The organisers had spoken, half in earnest, of contesting the baton of the World's Chess Champion. There was no official title yet — Wilhelm Steinitz would not claim the first one for another twenty years — but from that summer until Paul Morphy's brief comet in 1858, Anderssen was regarded as the strongest player alive.
◈The Immortal and the Evergreen
Two of the games Anderssen played were never official contests at all, yet they outlived every tournament he won. During a break in the London event, on 21 June 1851, he played a casual game against Kieseritzky and, to force checkmate, gave up a bishop, both rooks, and finally his queen, mating with the few minor pieces that remained. It became known as the Immortal Game, and it is still, more than a century and a half later, the most famous single game of chess ever played.
The following year, in Berlin, he produced its companion against Jean Dufresne — a cascade of two knight sacrifices, a rook, and at last the queen, ending in a forced mate of breathtaking economy. The German master Wilhelm Steinitz christened it Evergreen, the game that would never fade. Together the two works fixed Anderssen forever as the supreme artist of the attack: a player who treated material as fuel for beauty and sought not merely to win but to win in a way that left the spectator speechless.
His style was the romantic style in its purest form — rapid development, open lines, gambits offered without flinching, and the king-hunt as the highest expression of the game. He even gave his name to an opening, the quiet flank move 1.a3, the Anderssen Opening, which he tried three times against Morphy; it never caught on, but it remains one of the few openings named for a player who used it almost as a joke.
◈Morphy and Steinitz: the tide turns
In the winter of 1858 a young American came to Paris, and the romantic age met something faster and deeper than itself. Paul Morphy beat Anderssen in their match by seven wins to two, with two draws — a defeat as decisive as it was gracious on both sides. Anderssen, no sulker, said plainly that Morphy was the finer player, and when Morphy retired the following year Anderssen quietly resumed his place at the top.
The second reckoning was closer and more historic. In 1866, in London, Anderssen met Wilhelm Steinitz across fourteen games with no draws between them, and lost by eight wins to six, Steinitz taking the final two. That match is generally seen as the moment Steinitz succeeded Anderssen as the world's leading active player — the old romantic giving way to the man who would make chess a science. There was no rancour. Steinitz revered him, and learned from him.
◈The late renaissance
Most masters fade after such defeats. Anderssen did the opposite. In his late forties and fifties he rededicated himself to the game, this time studying the endgame and positional play he had once raced past, and produced the finest sustained results of his career. He dominated the great London tournament of 1862 — the first major round-robin — with twelve wins in thirteen games, two full points clear of Louis Paulsen.

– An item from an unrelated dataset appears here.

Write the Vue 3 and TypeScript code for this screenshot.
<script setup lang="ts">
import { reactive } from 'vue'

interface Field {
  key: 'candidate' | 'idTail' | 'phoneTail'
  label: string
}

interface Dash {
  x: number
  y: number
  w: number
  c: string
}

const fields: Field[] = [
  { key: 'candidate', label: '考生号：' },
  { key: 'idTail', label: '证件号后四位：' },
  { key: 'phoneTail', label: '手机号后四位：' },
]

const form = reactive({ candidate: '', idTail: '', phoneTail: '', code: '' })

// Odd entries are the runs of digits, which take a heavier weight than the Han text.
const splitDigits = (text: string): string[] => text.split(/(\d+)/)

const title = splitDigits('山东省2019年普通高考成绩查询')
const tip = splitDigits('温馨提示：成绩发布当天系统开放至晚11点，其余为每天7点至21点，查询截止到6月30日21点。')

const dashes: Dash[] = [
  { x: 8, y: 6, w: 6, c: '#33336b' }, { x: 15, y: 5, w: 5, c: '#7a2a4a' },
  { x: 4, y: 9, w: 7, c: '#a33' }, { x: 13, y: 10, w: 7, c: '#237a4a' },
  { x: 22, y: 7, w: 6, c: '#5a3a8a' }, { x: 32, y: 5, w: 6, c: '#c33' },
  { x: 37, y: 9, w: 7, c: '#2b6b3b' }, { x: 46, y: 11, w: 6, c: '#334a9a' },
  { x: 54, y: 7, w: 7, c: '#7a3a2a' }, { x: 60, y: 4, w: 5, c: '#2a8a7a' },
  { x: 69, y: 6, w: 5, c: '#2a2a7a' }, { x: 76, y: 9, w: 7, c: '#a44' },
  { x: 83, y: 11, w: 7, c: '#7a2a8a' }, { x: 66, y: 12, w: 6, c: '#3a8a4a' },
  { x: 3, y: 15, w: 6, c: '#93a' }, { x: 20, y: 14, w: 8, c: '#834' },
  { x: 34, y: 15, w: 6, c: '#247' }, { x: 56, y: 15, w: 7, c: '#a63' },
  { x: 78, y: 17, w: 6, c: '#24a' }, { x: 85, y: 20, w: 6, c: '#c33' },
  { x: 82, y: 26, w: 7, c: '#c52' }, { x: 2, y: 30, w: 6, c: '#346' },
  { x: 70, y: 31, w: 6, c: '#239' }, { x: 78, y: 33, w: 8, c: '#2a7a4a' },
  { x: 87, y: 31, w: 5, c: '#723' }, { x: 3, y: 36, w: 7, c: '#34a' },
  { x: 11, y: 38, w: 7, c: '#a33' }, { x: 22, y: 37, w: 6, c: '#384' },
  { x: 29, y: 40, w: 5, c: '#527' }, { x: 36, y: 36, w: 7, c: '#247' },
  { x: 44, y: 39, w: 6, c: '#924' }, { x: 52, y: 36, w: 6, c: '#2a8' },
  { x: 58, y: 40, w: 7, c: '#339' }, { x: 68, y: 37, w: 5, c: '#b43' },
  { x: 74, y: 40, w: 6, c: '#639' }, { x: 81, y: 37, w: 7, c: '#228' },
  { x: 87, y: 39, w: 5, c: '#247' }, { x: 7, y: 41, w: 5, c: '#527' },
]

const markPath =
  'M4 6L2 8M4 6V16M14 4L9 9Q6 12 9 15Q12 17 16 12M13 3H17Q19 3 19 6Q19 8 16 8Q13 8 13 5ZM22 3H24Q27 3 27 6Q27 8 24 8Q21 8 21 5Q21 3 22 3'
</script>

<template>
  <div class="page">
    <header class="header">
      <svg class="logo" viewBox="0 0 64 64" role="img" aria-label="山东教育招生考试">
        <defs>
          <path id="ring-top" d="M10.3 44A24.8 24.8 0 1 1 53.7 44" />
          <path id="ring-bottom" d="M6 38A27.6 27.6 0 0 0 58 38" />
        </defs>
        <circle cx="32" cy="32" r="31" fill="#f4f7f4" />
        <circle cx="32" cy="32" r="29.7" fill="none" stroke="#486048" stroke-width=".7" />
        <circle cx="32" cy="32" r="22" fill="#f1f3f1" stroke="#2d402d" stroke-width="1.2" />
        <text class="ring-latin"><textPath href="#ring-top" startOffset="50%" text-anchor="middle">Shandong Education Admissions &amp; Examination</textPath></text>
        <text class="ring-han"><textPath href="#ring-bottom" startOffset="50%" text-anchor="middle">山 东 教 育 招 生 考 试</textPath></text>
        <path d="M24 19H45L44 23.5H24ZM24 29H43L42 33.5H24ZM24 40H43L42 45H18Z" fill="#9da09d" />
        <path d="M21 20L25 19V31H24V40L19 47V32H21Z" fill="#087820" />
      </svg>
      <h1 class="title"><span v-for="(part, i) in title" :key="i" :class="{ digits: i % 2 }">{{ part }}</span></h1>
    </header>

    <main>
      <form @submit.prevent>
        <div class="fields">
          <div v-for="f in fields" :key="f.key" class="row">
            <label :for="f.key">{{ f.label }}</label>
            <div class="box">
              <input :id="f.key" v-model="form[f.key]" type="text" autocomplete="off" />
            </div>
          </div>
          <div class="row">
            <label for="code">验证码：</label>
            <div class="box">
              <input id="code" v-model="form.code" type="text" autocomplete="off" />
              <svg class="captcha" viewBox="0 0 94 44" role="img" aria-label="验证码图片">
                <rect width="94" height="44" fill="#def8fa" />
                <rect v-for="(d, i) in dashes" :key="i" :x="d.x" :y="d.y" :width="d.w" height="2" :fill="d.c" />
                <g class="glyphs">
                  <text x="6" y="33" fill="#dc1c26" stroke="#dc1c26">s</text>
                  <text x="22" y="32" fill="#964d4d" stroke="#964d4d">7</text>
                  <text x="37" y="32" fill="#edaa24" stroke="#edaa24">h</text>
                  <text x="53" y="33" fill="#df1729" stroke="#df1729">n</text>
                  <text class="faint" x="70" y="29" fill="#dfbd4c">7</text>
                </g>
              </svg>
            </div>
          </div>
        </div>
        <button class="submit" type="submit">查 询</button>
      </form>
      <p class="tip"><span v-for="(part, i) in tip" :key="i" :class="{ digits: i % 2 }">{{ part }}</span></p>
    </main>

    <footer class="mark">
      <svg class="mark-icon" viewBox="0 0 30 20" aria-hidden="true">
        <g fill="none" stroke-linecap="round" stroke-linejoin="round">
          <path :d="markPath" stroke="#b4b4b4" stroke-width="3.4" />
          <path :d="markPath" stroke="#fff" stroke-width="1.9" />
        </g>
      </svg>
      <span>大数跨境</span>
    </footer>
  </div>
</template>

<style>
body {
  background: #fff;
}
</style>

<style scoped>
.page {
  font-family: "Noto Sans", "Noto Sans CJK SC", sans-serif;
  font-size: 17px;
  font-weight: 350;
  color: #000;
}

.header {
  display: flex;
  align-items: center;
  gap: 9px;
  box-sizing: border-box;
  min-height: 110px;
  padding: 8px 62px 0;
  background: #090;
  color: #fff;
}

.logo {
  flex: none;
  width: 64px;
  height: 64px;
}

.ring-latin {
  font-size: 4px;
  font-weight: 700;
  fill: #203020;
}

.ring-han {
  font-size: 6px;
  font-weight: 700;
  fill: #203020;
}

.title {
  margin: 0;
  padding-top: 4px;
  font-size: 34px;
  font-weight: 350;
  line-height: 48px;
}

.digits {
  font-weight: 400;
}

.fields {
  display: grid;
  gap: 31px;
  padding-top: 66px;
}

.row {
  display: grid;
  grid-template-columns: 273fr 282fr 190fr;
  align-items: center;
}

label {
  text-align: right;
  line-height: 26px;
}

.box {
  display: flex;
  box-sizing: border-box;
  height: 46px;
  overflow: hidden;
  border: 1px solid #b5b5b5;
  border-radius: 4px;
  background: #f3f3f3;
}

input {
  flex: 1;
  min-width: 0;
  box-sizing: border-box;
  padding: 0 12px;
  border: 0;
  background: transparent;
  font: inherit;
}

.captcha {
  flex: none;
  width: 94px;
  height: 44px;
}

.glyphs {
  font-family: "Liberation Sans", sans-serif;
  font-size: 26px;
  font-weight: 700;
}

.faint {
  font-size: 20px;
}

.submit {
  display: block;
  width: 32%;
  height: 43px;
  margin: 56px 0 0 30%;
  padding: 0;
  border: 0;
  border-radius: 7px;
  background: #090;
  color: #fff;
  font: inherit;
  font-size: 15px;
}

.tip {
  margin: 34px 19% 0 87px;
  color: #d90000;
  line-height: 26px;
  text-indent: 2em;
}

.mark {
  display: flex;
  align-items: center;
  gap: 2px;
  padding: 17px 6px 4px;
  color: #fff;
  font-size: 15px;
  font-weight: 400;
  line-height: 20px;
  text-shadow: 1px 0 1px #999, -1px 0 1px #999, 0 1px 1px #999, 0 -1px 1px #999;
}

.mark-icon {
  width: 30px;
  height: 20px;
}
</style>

His masterpiece of endurance came at Baden-Baden in 1870, one of the strongest tournaments of the nineteenth century. There, past fifty, Anderssen finished first ahead of Steinitz, Joseph Blackburne, Gustav Neumann and Paulsen — beating the very man who had dethroned him four years before. Across the years from 1862 to 1878 he placed first in five major tournaments and never stopped competing, an elder statesman to whom the whole of European chess turned for advice and arbitration.
◈The man behind the board
Away from the pieces Anderssen was modest, generous, and trusted absolutely. He edited the Deutsche Schachzeitung for nearly twenty years and helped found the Neue Berliner Schachzeitung, doing as much with his pen and his judgement to nurture the game as he ever did with his sacrifices. Steinitz, who beat him and replaced him, wrote of him with unguarded warmth: Anderssen was honest and honourable to the core, and his sincere disinterestedness was so patent that his word alone was usually enough to settle a dispute.
He kept his teaching post to the end, returning each season from his tournaments to the classroom in Breslau. In March 1879, not long after his last events, his heart gave out in the city where he had been born and had never really left. He was sixty years old, and he had spent a lifetime proving that a quiet man could be, on sixty-four squares, the boldest in the world.

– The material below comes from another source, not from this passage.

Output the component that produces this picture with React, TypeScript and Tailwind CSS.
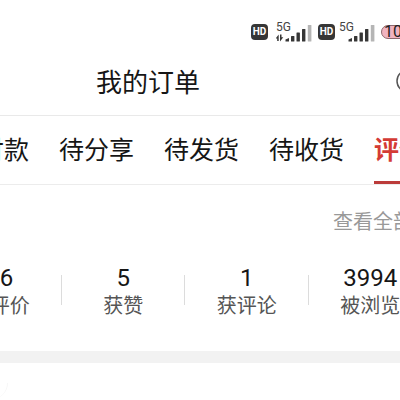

“Move that one of your pieces which is in the worst plight, unless you can satisfy yourself that you can derive immediate advantage by an attack.”
“We all may learn from Morphy and Anderssen how to conduct a king's-side attack, and perhaps I myself may not have learned enough.”
“Anderssen was honest and honourable to the core. Without fear or favour he straightforwardly gave his opinion, and his sincere disinterestedness became so patent that his word alone was usually sufficient to quell disputes.”
◈From the archive
◈Legacy
Adolf Anderssen never held an official world title, for none existed in his prime — yet Arpad Elo's retrospective ratings made him the first player to cross 2600, and the historians' consensus places him as the world's leading player from 1851 to 1858 and again from 1862 to 1866. His true monument is not a ranking but two casual games. The Immortal and the Evergreen are taught to nearly every player who ever learns the openings, the first beauty most of us meet on the board, and through them the careful professor of Breslau became, and remains, the immortal artist of the attack.